BRUNO BAUER


A cura di Alessandro Sangalli




LA QUESTIONE EBRAICA E LA SOCIETA' DI MASSA



In La questione ebraica e La capacità degli ebrei e dei cristiani di oggigiorno di ottenere la libertà, due testi scritti a cavallo tra il 1842 e il 1843, Bauer si dedica alla critica della coscienza religiosa e del riformismo politico. La principale conseguenza della pubblicazione di questi scritti fu che l’autore entrò in aperto contrasto con gli altri critici della sinistra hegeliana, per aver attaccato uno dei punti cardine di questo movimento. La questione era se uno Stato dichiaratamente cristiano come la Prussia potesse abolire le restrizioni riguardo la partecipazione degli ebrei alla istituzioni civili. Mentre i liberali e i repubblicani invocavano l’emancipazione, i politici conservatori difendevano l’esclusività della confessione religiosa statale.

Nei suoi interventi, Bauer attaccò la palese difesa dei propri privilegi portata avanti dallo Stato prussiano, sostenendo che esso stava usando la religione per mascherare altri interessi, in particolare l’intenzione di mantenere con gli ebrei le relazioni di subordinazione già esistenti. Tuttavia, il nostro criticò anche gli ebrei e i loro sostenitori poiché, a suo avviso, reclamavano la libertà sulla base di un’identità particolare: la libertà sociale e politica richiede, infatti, la rinuncia ad ogni particolaristico vincolo col passato e con la tradizione.
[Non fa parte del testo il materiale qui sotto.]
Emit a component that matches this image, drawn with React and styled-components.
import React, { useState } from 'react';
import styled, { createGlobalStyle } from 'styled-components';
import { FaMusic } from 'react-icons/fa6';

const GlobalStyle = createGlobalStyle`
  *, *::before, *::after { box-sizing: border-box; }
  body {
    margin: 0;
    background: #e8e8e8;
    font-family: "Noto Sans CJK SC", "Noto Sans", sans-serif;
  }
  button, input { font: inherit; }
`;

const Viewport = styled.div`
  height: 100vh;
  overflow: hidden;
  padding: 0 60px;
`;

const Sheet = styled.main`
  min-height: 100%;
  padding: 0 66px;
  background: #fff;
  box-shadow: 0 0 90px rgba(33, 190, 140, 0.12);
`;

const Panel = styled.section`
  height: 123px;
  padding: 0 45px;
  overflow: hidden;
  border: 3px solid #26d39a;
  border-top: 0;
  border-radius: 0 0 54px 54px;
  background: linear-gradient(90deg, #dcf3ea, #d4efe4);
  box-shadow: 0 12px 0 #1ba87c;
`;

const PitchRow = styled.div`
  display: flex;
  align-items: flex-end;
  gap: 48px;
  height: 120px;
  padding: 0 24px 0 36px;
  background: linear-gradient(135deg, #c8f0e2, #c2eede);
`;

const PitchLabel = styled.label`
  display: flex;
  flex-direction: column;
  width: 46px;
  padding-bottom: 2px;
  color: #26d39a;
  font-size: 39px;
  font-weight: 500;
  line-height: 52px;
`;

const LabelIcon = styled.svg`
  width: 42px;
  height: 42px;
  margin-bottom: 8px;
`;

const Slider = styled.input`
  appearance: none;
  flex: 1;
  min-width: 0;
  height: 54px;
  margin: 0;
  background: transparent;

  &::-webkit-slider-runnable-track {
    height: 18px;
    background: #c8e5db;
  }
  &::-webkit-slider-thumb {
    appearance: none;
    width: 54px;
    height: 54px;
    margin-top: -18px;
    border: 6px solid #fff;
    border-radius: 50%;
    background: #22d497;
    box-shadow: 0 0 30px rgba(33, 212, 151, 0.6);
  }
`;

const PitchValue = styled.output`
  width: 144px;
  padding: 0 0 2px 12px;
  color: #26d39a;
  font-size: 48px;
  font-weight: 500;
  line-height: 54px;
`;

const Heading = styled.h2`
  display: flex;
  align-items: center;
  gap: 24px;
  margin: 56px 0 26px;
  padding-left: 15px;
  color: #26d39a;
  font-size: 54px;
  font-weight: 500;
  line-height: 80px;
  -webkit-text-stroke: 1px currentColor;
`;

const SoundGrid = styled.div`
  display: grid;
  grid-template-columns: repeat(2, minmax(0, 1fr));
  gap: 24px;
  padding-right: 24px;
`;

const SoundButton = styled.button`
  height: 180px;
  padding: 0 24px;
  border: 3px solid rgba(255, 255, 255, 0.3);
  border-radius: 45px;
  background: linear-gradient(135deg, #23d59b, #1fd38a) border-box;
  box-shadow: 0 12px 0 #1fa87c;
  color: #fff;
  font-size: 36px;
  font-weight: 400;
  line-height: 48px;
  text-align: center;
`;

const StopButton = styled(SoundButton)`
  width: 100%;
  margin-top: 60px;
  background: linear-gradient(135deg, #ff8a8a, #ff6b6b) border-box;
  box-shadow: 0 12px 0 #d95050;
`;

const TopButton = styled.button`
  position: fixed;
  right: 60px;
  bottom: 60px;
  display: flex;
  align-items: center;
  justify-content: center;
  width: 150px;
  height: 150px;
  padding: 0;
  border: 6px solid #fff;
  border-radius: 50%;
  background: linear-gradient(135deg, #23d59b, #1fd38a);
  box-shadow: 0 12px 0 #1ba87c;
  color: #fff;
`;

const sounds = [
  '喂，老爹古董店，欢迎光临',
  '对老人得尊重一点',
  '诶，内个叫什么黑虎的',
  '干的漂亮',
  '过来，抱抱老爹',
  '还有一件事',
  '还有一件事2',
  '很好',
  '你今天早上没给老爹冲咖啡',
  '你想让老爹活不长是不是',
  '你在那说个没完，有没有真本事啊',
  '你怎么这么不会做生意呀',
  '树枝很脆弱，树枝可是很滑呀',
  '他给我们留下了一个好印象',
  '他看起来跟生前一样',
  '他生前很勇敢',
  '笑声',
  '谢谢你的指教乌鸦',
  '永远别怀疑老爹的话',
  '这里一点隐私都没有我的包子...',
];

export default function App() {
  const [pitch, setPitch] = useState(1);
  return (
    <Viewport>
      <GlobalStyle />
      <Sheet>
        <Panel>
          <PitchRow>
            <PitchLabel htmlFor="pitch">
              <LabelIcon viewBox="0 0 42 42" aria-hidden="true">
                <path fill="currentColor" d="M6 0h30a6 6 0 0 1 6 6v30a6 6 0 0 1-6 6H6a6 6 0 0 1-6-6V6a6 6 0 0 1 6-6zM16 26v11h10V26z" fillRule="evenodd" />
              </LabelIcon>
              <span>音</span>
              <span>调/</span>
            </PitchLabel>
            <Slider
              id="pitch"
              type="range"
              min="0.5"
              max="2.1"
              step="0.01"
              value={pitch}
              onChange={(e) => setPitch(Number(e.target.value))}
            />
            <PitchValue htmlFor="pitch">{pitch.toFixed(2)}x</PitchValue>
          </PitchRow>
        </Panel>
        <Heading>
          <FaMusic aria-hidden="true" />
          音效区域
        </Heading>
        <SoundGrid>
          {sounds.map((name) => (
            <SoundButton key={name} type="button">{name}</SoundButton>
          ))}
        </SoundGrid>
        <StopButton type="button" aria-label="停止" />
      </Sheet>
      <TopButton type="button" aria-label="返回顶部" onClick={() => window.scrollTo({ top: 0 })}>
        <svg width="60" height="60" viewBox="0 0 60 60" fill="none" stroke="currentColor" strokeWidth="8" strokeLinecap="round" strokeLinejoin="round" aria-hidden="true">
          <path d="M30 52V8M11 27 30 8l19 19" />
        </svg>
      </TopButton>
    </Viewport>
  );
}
Si tratta dunque di emancipare non l’ebreo in quanto ebreo, ma l’ebreo in quanto uomo: il che rimanda alla più generale emancipazione dell’uomo in quanto tale. Come condizione necessaria per l’equità giuridica, gli ebrei, e i cristiani, devono rinunciare alla loro obbedienza religiosa. Il cristianesimo, secondo Bauer, ha comunque fatto sfoggio di una coscienza storica di grado più elevato, dal momento che, nell’incarnazione di Cristo, ha superato l’assoluta trascendenza della divinità.
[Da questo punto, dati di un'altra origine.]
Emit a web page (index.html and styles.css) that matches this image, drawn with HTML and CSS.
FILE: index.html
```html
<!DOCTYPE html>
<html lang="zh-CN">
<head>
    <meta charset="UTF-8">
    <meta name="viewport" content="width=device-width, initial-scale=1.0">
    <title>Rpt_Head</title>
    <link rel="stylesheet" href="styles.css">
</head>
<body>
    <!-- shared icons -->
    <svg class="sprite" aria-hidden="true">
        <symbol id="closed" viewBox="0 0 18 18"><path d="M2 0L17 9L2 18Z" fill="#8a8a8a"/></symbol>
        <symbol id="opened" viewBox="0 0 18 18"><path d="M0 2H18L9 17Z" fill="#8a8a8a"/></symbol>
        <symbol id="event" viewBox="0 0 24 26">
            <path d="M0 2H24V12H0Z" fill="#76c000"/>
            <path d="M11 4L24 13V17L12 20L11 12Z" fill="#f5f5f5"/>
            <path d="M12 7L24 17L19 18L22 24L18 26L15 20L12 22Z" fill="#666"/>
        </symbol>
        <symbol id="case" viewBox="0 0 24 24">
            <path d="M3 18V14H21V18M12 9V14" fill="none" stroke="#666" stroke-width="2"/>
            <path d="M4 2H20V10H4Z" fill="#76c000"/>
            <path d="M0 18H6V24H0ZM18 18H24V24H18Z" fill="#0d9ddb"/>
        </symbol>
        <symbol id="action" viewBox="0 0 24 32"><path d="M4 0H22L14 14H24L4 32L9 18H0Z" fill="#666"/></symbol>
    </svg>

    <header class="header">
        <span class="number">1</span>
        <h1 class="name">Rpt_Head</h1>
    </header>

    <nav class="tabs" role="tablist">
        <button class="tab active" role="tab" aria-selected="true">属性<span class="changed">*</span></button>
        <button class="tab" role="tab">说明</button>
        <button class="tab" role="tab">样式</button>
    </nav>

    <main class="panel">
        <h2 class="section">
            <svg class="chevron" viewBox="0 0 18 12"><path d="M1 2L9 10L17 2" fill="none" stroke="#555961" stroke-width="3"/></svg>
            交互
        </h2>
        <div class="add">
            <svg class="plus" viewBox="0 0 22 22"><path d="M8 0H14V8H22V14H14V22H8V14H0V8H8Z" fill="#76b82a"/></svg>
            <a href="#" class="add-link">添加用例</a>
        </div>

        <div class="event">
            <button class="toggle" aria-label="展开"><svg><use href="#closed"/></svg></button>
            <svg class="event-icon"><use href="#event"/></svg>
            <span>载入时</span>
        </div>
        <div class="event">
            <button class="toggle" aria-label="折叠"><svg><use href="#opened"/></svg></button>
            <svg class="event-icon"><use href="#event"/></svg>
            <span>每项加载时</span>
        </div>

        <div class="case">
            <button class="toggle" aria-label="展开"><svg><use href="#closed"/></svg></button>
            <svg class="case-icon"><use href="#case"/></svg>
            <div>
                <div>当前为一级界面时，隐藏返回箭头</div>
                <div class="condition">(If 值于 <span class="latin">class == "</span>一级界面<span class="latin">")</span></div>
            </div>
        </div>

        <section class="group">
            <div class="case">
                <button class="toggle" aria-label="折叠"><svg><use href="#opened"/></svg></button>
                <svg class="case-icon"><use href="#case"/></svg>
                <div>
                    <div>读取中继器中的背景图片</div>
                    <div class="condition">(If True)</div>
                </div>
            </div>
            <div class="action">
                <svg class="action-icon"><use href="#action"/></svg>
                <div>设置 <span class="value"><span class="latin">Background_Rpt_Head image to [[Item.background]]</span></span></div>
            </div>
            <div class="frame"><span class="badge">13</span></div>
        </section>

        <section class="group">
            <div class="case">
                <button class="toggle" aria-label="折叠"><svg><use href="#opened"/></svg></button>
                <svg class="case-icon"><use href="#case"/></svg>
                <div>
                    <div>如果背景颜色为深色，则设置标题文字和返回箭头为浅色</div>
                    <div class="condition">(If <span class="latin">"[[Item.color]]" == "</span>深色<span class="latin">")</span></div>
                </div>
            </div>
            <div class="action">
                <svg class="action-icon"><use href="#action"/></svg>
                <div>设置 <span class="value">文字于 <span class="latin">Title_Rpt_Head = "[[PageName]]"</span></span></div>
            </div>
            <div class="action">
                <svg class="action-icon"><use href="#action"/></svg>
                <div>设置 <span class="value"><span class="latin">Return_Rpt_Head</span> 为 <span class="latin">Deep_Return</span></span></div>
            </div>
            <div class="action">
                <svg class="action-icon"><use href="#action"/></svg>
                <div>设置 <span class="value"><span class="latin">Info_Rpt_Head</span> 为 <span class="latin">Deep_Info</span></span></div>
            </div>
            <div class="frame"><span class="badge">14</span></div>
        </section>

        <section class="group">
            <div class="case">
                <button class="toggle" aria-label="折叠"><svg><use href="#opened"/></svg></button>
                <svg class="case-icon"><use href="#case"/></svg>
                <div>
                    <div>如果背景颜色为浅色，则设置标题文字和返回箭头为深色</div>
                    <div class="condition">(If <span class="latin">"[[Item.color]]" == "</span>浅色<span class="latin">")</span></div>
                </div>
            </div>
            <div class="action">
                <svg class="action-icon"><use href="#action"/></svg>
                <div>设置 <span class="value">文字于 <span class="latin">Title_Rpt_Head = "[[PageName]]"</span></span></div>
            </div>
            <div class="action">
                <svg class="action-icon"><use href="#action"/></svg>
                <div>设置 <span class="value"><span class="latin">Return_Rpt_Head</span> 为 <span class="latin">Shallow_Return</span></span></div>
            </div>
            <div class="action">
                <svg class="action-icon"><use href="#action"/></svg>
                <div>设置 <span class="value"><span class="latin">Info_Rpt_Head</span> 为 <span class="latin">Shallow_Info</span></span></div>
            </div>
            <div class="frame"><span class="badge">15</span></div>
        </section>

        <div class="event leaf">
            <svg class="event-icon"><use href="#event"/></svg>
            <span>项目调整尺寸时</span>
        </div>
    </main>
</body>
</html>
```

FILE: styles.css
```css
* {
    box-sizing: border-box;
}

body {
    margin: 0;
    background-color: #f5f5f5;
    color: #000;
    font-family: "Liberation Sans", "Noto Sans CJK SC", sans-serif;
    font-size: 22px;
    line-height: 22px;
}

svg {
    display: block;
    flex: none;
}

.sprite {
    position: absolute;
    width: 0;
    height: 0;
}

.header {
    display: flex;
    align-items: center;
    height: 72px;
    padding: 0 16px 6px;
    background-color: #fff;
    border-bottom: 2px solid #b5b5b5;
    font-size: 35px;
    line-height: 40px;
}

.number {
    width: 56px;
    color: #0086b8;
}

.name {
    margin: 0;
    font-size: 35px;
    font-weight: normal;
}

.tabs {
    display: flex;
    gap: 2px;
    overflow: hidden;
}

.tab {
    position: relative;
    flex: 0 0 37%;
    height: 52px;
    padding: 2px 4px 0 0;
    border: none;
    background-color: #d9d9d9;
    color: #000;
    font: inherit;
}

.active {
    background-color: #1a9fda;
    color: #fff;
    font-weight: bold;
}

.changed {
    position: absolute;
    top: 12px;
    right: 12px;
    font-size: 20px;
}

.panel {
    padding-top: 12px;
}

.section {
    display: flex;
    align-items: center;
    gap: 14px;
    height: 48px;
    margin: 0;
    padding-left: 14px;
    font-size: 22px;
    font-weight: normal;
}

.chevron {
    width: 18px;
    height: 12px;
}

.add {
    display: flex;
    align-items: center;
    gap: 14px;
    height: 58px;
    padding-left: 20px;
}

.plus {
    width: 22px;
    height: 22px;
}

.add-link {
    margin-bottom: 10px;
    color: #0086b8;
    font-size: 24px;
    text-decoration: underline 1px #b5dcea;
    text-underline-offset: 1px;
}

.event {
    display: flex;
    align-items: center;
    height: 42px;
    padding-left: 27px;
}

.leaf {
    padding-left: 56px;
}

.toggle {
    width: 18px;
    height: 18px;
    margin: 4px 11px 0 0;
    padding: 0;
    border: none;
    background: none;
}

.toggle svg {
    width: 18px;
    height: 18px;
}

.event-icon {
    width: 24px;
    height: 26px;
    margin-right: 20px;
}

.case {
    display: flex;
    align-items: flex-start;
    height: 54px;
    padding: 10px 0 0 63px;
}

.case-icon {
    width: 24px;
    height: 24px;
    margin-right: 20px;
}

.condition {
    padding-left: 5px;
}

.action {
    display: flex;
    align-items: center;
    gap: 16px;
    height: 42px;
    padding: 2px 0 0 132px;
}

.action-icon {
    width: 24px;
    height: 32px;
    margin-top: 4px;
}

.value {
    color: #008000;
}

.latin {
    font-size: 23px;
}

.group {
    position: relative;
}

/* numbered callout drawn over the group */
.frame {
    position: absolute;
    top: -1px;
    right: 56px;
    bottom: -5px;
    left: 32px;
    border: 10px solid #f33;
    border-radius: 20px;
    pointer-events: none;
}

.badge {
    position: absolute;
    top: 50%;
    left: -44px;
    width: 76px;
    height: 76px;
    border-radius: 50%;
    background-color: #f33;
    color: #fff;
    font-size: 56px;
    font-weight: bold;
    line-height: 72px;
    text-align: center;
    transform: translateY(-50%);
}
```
Queste tesi furono rifiutate da Marx (che costruì la propria Questione ebraica in opposizione a Bauer) e da tutti i principali esponenti del movimento della sinistra hegeliana: ciononostante, Bauer rimase convinto dell’orientamento progressista delle sue posizioni.
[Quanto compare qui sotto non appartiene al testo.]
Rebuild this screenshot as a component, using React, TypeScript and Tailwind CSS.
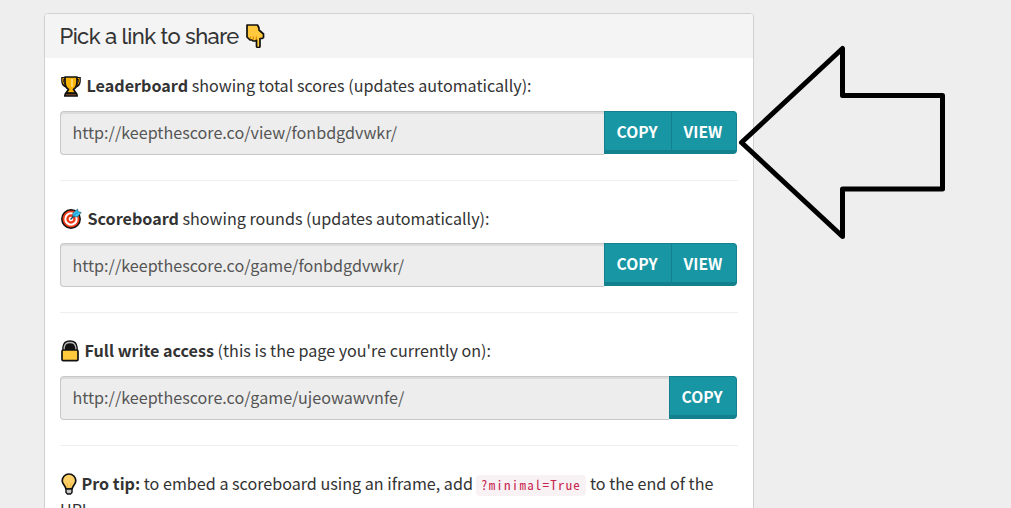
import type { ReactNode } from "react";

const outline = { stroke: "#111", strokeWidth: 1.7, strokeLinejoin: "round" as const };

function PointDown() {
  return (
    <svg className="ml-[7px] h-6 w-[19px] shrink-0" viewBox="0 0 19 24">
      <path d="M1 1h10.500l1.500 3v2l4.500 4v3.500L16 14.500h-2v8q-.3 1-1.200 1h-1q-1.300-.2-1.300-1.500V16l-1 1H7l-1-1H4L2.500 14.500 1 13z" fill="#ffc83d" {...outline} />
      <path d="M4.300 12.500v2.500M7.300 12.500v3.200M10.300 12.500v3" stroke="#d67d00" strokeWidth="1" fill="none" />
    </svg>
  );
}

function Trophy() {
  return (
    <svg className="ml-px h-[21px] w-5 shrink-0" viewBox="0 0 20 21">
      <path d="M5 2.500H1.700v3Q2 9.500 6 10.500M15 2.500h3.300v3Q18 9.500 14 10.500" fill="none" stroke="#111" strokeWidth="3" />
      <path d="M5 2.500H1.800v3Q2 9 6 9.800M15 2.500h3.200v3Q18 9 14 9.800" fill="none" stroke="#f7a900" strokeWidth="1" />
      <path d="M4 1h12v5q0 5-3.500 7.500L15 17H5l2.500-3.500Q4 11 4 6z" fill="#f9b406" {...outline} />
      <path d="M11 3v8" stroke="#ffdc70" strokeWidth="1.800" />
      <path d="M4.500 17.500h11l.7 2.500H3.800z" fill="#8b4d2c" {...outline} />
    </svg>
  );
}

function Target() {
  return (
    <svg className="ml-px h-[21px] w-[21px] shrink-0" viewBox="0 0 21 21">
      <circle cx="10" cy="11" r="9.200" fill="#f03a17" stroke="#111" strokeWidth="1.500" />
      <circle cx="10" cy="11" r="5.700" fill="none" stroke="#fff" strokeWidth="2" />
      <circle cx="10" cy="11" r="2.300" fill="#fff" />
      <path d="M9.500 11.500L15 6" stroke="#18445c" strokeWidth="1.500" />
      <path d="M11.500 8.500L12 5l4.500-4 .7 2.700 3 .8-3.700 4.500z" fill="#36c4f2" stroke="#174454" strokeWidth="0.600" />
      <path d="M12.500 8l4-4" stroke="#168bc1" strokeWidth="1" />
    </svg>
  );
}

function Lock() {
  return (
    <svg className="ml-px h-[22px] w-[18px] shrink-0" viewBox="0 0 18 22">
      <path d="M2 11V7.500Q2.500 1 9 1t7 6.500V11z" fill="#111" stroke="#111" strokeWidth="1.600" />
      <path d="M3.200 10V7.500Q3.700 2.500 9 2.500t5.800 5V10" fill="none" stroke="#b8b8b8" strokeWidth="1.300" />
      <rect x="1" y="10" width="16" height="10.700" rx="1.200" fill="#ffc83d" {...outline} />
    </svg>
  );
}

function Bulb() {
  return (
    <svg className="ml-px h-[22px] w-4 shrink-0" viewBox="0 0 16 22">
      <path d="M8 1a6.800 6.800 0 0 1 6.800 6.800c0 3.500-3.400 4.700-3.700 8.200H4.900C4.600 12.500 1.200 11.300 1.200 7.800A6.800 6.800 0 0 1 8 1z" fill="#ffd067" {...outline} />
      <path d="M6 10l1 5M10 10l-1 5" stroke="#f1ac31" strokeWidth="0.800" />
      <path d="M5 16h6v3.500L9.500 21h-3L5 19.500z" fill="#c9c9c9" stroke="#111" strokeWidth="1.400" />
    </svg>
  );
}

function ShareButton({ label, last }: { label: string; last?: boolean }) {
  return (
    <button
      className={`flex h-[43px] shrink-0 justify-center border border-b-4 border-[#13808d] bg-[#1896a4] pr-[2px] text-[15.650px] leading-[39px] font-bold text-white ${label === "COPY" ? "w-[68px]" : "-ml-px w-[66px]"} ${last ? "rounded-r-[4px]" : ""}`}
    >
      {label}
    </button>
  );
}

function LinkRow({ icon, name, note, url, buttons, height, low }: {
  icon: ReactNode; name: string; note: string; url: string; buttons: string[]; height: string; low?: boolean;
}) {
  return (
    <section className={height}>
      <div className="flex h-[26px] items-center whitespace-nowrap">
        {icon}
        <p className={`ml-[5.500px] leading-[26px] ${low ? "" : "-mt-0.5"}`}><strong>{name}</strong> {note}</p>
      </div>
      <div className="mt-3 flex h-11 w-[677px]">
        <div className={`min-w-0 flex-1 rounded-l-[4px] border border-r-0 border-[#c8c8c8] bg-[#ededed] pl-[11.500px] text-[#555] shadow-[inset_0_2px_0_#dcdcdc] ${low ? "leading-[42px]" : "leading-[40px]"}`}>
          {url}
        </div>
        {buttons.map((b, i) => (
          <ShareButton key={b} label={b} last={i === buttons.length - 1} />
        ))}
      </div>
      <hr className="mt-[25px] w-[678px] border-[#eee]" />
    </section>
  );
}

export default function App() {
  return (
    <div className="relative h-[508px] w-[1011px] overflow-hidden bg-[#eee] pt-[13px] pl-11 font-['Noto_Sans_CJK_SC','Source_Sans_Pro',sans-serif] text-[16.140px] text-[#333]">
      <main className="h-[600px] w-[710px] rounded-t-[4px] border border-[#d0d0d0] bg-white">
        <header className="flex h-11 items-center rounded-t-[3px] bg-[#f4f4f4] pl-[14.500px]">
          <h1 className="font-['Raleway','Lato',sans-serif] text-[22px] leading-6 font-medium tracking-[-0.580px] whitespace-nowrap">Pick a link to share</h1>
          <PointDown />
        </header>
        <div className="pt-[15px] pl-[15px]">
          <LinkRow icon={<Trophy />} name="Leaderboard" note="showing total scores (updates automatically):" url="http://keepthescore.co/view/fonbdgdvwkr/" buttons={["COPY", "VIEW"]} height="h-[132px]" />
          <LinkRow icon={<Target />} name="Scoreboard" note="showing rounds (updates automatically):" url="http://keepthescore.co/game/fonbdgdvwkr/" buttons={["COPY", "VIEW"]} height="h-[133px]" low />
          <LinkRow icon={<Lock />} name="Full write access" note="(this is the page you're currently on):" url="http://keepthescore.co/game/ujeowawvnfe/" buttons={["COPY"]} height="h-[133px]" />
          <div className="flex h-[26px] items-center whitespace-nowrap">
            <Bulb />
            <p className="-mt-0.5 ml-[4.500px] leading-[26px]"><strong>Pro tip:</strong> to embed a scoreboard using an iframe, add</p>
            <code className="mt-[2px] mr-1 ml-[3px] flex h-[21px] w-[110px] items-center rounded-[4px] bg-[#f9f2f4] px-[5px] font-['Noto_Sans_Mono_CJK_SC',monospace] text-[13px] tracking-[1.200px] text-[#c7254e]">?minimal=True</code>
            <p className="-mt-0.5 leading-[26px]">to the end of the</p>
          </div>
          <p className="-mt-px leading-[26px]">URL.</p>
        </div>
      </main>
      <svg className="pointer-events-none absolute top-0 left-0 h-[508px] w-[1011px]" viewBox="0 0 1011 508">
        <path d="M741.500 142.500L842.500 48.500V95.500H942.500V189H842.500V236.500Z" fill="none" stroke="#000" strokeWidth="5" strokeLinejoin="round" />
      </svg>
    </div>
  );
}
Nei suoi studi sulla Rivoluzione Francese e sulle influenze di questa sulla Germania, Bauer traccia l’emergere della società di massa, fondata sul conformismo e su un particolarismo incipiente. La dissoluzione del sistema feudale seguita alla Rivoluzione aveva prodotto una società puramente atomistica, caratterizzata dall’affermazione del diritto di proprietà privata. Fu proprio l’attaccamento all’interesse economico individuale a rendere impossibile un’opposizione comune ai privilegi e all’ordine esistente ed a causare il definitivo fallimento della rivoluzione che lo aveva generato. Il giacobinismo, che il nostro in più occasioni sostiene, si era schierato contro questa tendenza individualistica, ma non era riuscito a superarla: e ora eccola minacciare anche il movimento repubblicano del Vormärz. La società di massa, infatti, dà vita ad una stagnante inerzia politica, ecosistema ideale per il mantenimento dello status quo: il liberalismo, pur senza rendersene conto, non fa altro che catalizzare il processo di sviluppo di questa società. Bauer critica il costituzionalismo liberale, considerandolo una sorta di regime feudale: anche nella sua forma più avanzata, sostenuta da Hegel, questo si configura come la semplice giustapposizione di due principi di sovranità diametralmente opposti, uno popolare e uno monarchico, i quali determinano una tensione che il costituzionalismo stesso di dimostra incapace di risolvere. Nei lavori di Bauer di questa prima fase rivive il classico tema repubblicano del contrasto tra commercio e virtù, sebbene in una forma nuova, coerente con le dottrine hegeliane.

Tra il ’42 e il ’43, Bauer si dimostrò convinto dell’imminente trionfo delle istituzioni e dei principi repubblicani, e nei suoi discorsi politici del ’48 difese la sovranità popolare e sostenne il diritto alla rivoluzione, pretendendo che la nuova costituzione fosse promulgata come un atto del volere rivoluzionario, e non come una paternalistica concessione del re.